Finally, as mentioned above, FIG. 2 can also be considered to be equally or substantially equally representative of the internal components of the remote device 104.

Referring to FIG. 3, a method 300 is provided showing the example steps of unlocking the electronic device via a securely paired remote device. In accordance with the present embodiment, in step 302 the processor 214, the transmitter 204, the receiver 206, or some other component of the communication device 202 pairs the electronic device 102 of FIG. 1 with the remote device 104 of FIG. 1. Herein, the “pairing” means establishing a “secure and unique” connection between the electronic device 102 and the remote device 104. For example, the communication device 202 may utilize Bluetooth pairing to pair a headset with a mobile device, in which the mobile device is configured to “Discoverable” mode and the headset is set up to pair by one or more keys at an input component of the mobile device. The headset finds the phone and establishes a connection using an assigned passkey. Moreover, in step 304 the remote device 104 is authenticated at the electronic device 102 by using a passkey (distinguished from the password discussed below). Herein, in step 304 the processor 214 authenticates the identity of the remote device 104 of FIG. 1. The authentication of the remote device thereby leads to a secure, trusted, and unique connection between the electronic device 102 and the remote device 104.
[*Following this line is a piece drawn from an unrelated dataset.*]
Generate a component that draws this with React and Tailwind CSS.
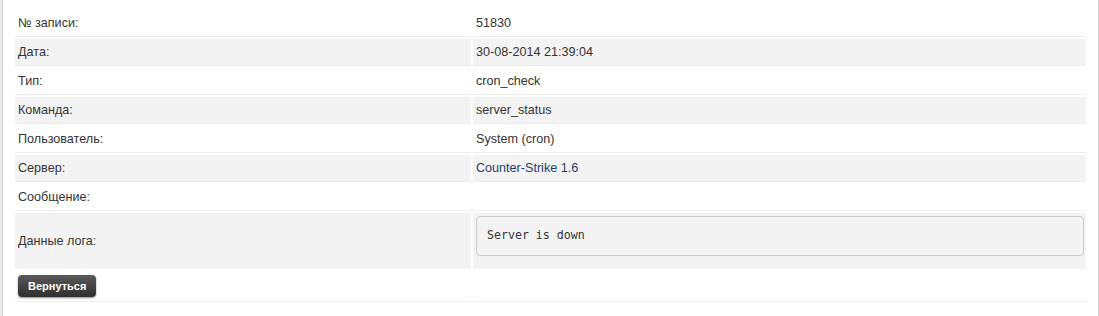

The “secure and unique” connection between the electronic device 102 and the remote device 104 means that the remote device 104 is authorized to be paired with the electronic device 102. Herein, although the step of authentication of the remote device 104 is shown after the pairing of the electronic device 102 with the remote device 104, it is to be understood that the electronic device 102 may authenticate the remote device 104 before pairing with the remote device 104. Thus, the steps of pairing and authentication, as shown in steps 302 and 304, yield a “secure and unique” connection between the remote device 104 and the electronic device 102.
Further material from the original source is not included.